Perdida entre las noticias, las crónicas y los comentarios sobre el rescate bancario está la Carta. La había olvidado, o quizá no supiera de su existencia. La memoria es caprichosa y, en ocasiones, cuando conviene, fabrica sus propios recuerdos. La Carta tiene fecha del 2006, que es como la Prehistoria de la crisis, el Paraíso Perdido de la España del pelotazo. Es una misiva árida, redactada por inspectores de Hacienda, expertos en la cosa económica. Leída hoy produce un espeluznante efecto Pierre Menard: en el 2006, la Carta decía lo que decía, pero lo que decía no significaba nada para su destinatario, el ministro Solbes. Quizá, al leerla, la tiró a la papelera. Quizá nunca la leyó, movido por esa desconfianza secular del político hacia el funcionario. Quizá pidió que se investigara a los instigadores, por si alguno era expedientable. En 2012, la Carta dice lo que dice, pero significa otra cosa: es un diagnóstico preciso de la situación y un negro anticipo de lo por venir. No es profética en el sentido bíblico, porque la predicción del futuro no es fruto de la intervención divina. Se trata, más bien, de un relato de trinchera como los de la Gran Guerra. No contiene especulaciones, sino hechos. Sus argumentos son técnicos y, por técnicos, mucho más políticos que políticos. Como técnicos, los inspectores de Hacienda también son políticos, en el sentido profundo de término. Son guardianes desapasionados de la polis, de la economía de la polis. Solbes debió comprender muy bien los riesgos que se enumeraban en la Carta, porque Solbes, amén de ministro, también es un técnico. Pero Solbes era ministro del gobierno de ZP, un personaje que comparte con Fernando VII el dudoso honor de simbolizar la estulticia política hispánica. Como todos en el entorno del Infame, Solbes estaba más acostumbrado a la adulación que a la crítica. Más de un ministro fue depuesto por atreverse a contaminar con el veneno de la realidad el néctar salvífico del buenismo zetapesco.

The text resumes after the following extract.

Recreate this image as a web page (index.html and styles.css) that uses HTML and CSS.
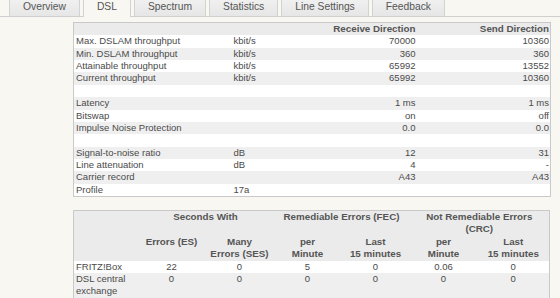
FILE: index.html
```html
<!DOCTYPE html>
<html>
<head>
<meta charset="utf-8">
<link rel="stylesheet" href="styles.css">
</head>
<body>
<div class="tabs">
  <span class="tab">Overview</span>
  <span class="tab active">DSL</span>
  <span class="tab">Spectrum</span>
  <span class="tab">Statistics</span>
  <span class="tab">Line Settings</span>
  <span class="tab">Feedback</span>
</div>
<div class="content">
  <table class="dsl">
    <colgroup><col class="c-label"><col class="c-unit"><col class="c-rx"><col class="c-tx"></colgroup>
    <tr class="head"><th></th><th></th><th class="num">Receive Direction</th><th class="num">Send Direction</th></tr>
    <tr><td>Max. DSLAM throughput</td><td>kbit/s</td><td class="num">70000</td><td class="num">10360</td></tr>
    <tr class="alt"><td>Min. DSLAM throughput</td><td>kbit/s</td><td class="num">360</td><td class="num">360</td></tr>
    <tr><td>Attainable throughput</td><td>kbit/s</td><td class="num">65992</td><td class="num">13552</td></tr>
    <tr class="alt"><td>Current throughput</td><td>kbit/s</td><td class="num">65992</td><td class="num">10360</td></tr>
    <tr><td>&nbsp;</td><td></td><td></td><td></td></tr>
    <tr class="alt"><td>Latency</td><td></td><td class="num">1 ms</td><td class="num">1 ms</td></tr>
    <tr><td>Bitswap</td><td></td><td class="num">on</td><td class="num">off</td></tr>
    <tr class="alt"><td>Impulse Noise Protection</td><td></td><td class="num">0.0</td><td class="num">0.0</td></tr>
    <tr><td>&nbsp;</td><td></td><td></td><td></td></tr>
    <tr class="alt"><td>Signal-to-noise ratio</td><td>dB</td><td class="num">12</td><td class="num">31</td></tr>
    <tr><td>Line attenuation</td><td>dB</td><td class="num">4</td><td class="num">-</td></tr>
    <tr class="alt"><td>Carrier record</td><td></td><td class="num">A43</td><td class="num">A43</td></tr>
    <tr><td>Profile</td><td>17a</td><td></td><td></td></tr>
  </table>

  <table class="errors">
    <colgroup><col class="e-label"><col class="e-col"><col class="e-col"><col class="e-col"><col class="e-col"><col class="e-col"><col class="e-last"></colgroup>
    <tr class="head">
      <th></th>
      <th colspan="2">Seconds With</th>
      <th colspan="2">Remediable Errors (FEC)</th>
      <th colspan="2">Not Remediable Errors (CRC)</th>
    </tr>
    <tr class="head">
      <th></th>
      <th>Errors (ES)</th>
      <th>Many<br>Errors (SES)</th>
      <th>per<br>Minute</th>
      <th>Last<br>15 minutes</th>
      <th>per<br>Minute</th>
      <th>Last<br>15 minutes</th>
    </tr>
    <tr><td class="lbl">FRITZ!Box</td><td>22</td><td>0</td><td>5</td><td>0</td><td>0.06</td><td>0</td></tr>
    <tr class="alt"><td class="lbl">DSL central exchange</td><td>0</td><td>0</td><td>0</td><td>0</td><td>0</td><td>0</td></tr>
  </table>
</div>
</body>
</html>
```

FILE: styles.css
```css
html, body {
  margin: 0;
  padding: 0;
  background: #f8f7f2;
  font-family: "Liberation Sans", Arial, sans-serif;
  color: #4a4a4a;
}

.tabs {
  display: flex;
  gap: 3px;
  padding-left: 9px;
  height: 16px;
  border-bottom: 1px solid #cfcfcf;
  align-items: flex-end;
}

.tab {
  height: 16px;
  box-sizing: border-box;
  padding: 1px 13px 0;
  font-size: 10.3px;
  line-height: 12px;
  color: #555;
  background: linear-gradient(#f0f0f0, #e6e6e6);
  border-left: 1px solid #d2d2d2;
  border-right: 1px solid #d2d2d2;
  text-align: center;
}

.tab.active {
  background: #f8f7f2;
  height: 17px;
  margin-bottom: -1px;
  position: relative;
}

.content {
  padding: 5px 0 0 73px;
}

table {
  border-collapse: collapse;
  width: 477px;
  table-layout: fixed;
  background: #ffffff;
  border: 1px solid #c9c9c9;
  font-size: 9.5px;
}

td, th {
  padding: 0 1px 0 2px;
  white-space: nowrap;
  overflow: hidden;
}

.dsl td, .dsl th {
  height: 12.36px;
  line-height: 12.36px;
}

.dsl .c-label { width: 158px; }
.dsl .c-unit { width: 68px; }
.dsl .c-rx { width: 118px; }
.dsl .c-tx { width: 133px; }

.head {
  background: #ebebeb;
}

th {
  font-weight: bold;
  font-size: 9.8px;
  color: #555;
}

.num { text-align: right; }

.dsl td.num, .dsl th.num { padding-right: 1px; }
.dsl td.num:nth-child(3), .dsl th.num:nth-child(3) { padding-right: 2px; }

.alt { background: #efefef; }

.errors {
  margin-top: 13px;
}

.errors .e-label { width: 64px; }
.errors .e-col { width: 68px; }
.errors .e-last { width: 72px; }

.errors th, .errors td {
  white-space: normal;
  text-align: center;
  vertical-align: top;
  line-height: 12px;
  padding: 0 2px;
}

.errors th,
.errors .alt td {
  padding-bottom: 1px;
}

.errors td.lbl {
  text-align: left;
  padding-left: 2px;
}
```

La Carta es terrible, pero, a la vez, esperanzadora. Este país puede esperar muy poco de sus políticos, pero puede confiar aún en sus funcionarios. Los inspectores de Hacienda redactaron la Carta por puro sentido del deber, por ese prurito estrictamente profesional que repele a tantos políticos. Y es que el funcionario se debe al Estado, no a los que confunden el Estado con su medro personal, partidista, miserable. El funcionario se debe al ciudadano en abstracto, que somos todos. El político que ignora al funcionario nos ignora, aunque, públicamente, se deshaga en almibarados elogios a la ciudadanía.
La Carta pertenece a un género literario muy hispánico: el de la admonición de los vasallos dirigida a sus señores. Del mismo modo que las clases dirigentes españolas han propiciado recurrentemente la ruina de este país, los gobernados —algunos gobernados— han sabido prevenir a tiempo las catástrofes. Sin resultado.
Otro efecto Pierre Menard: «¡Oh Dios, qué buen vasallo si tuviese buen Señor!».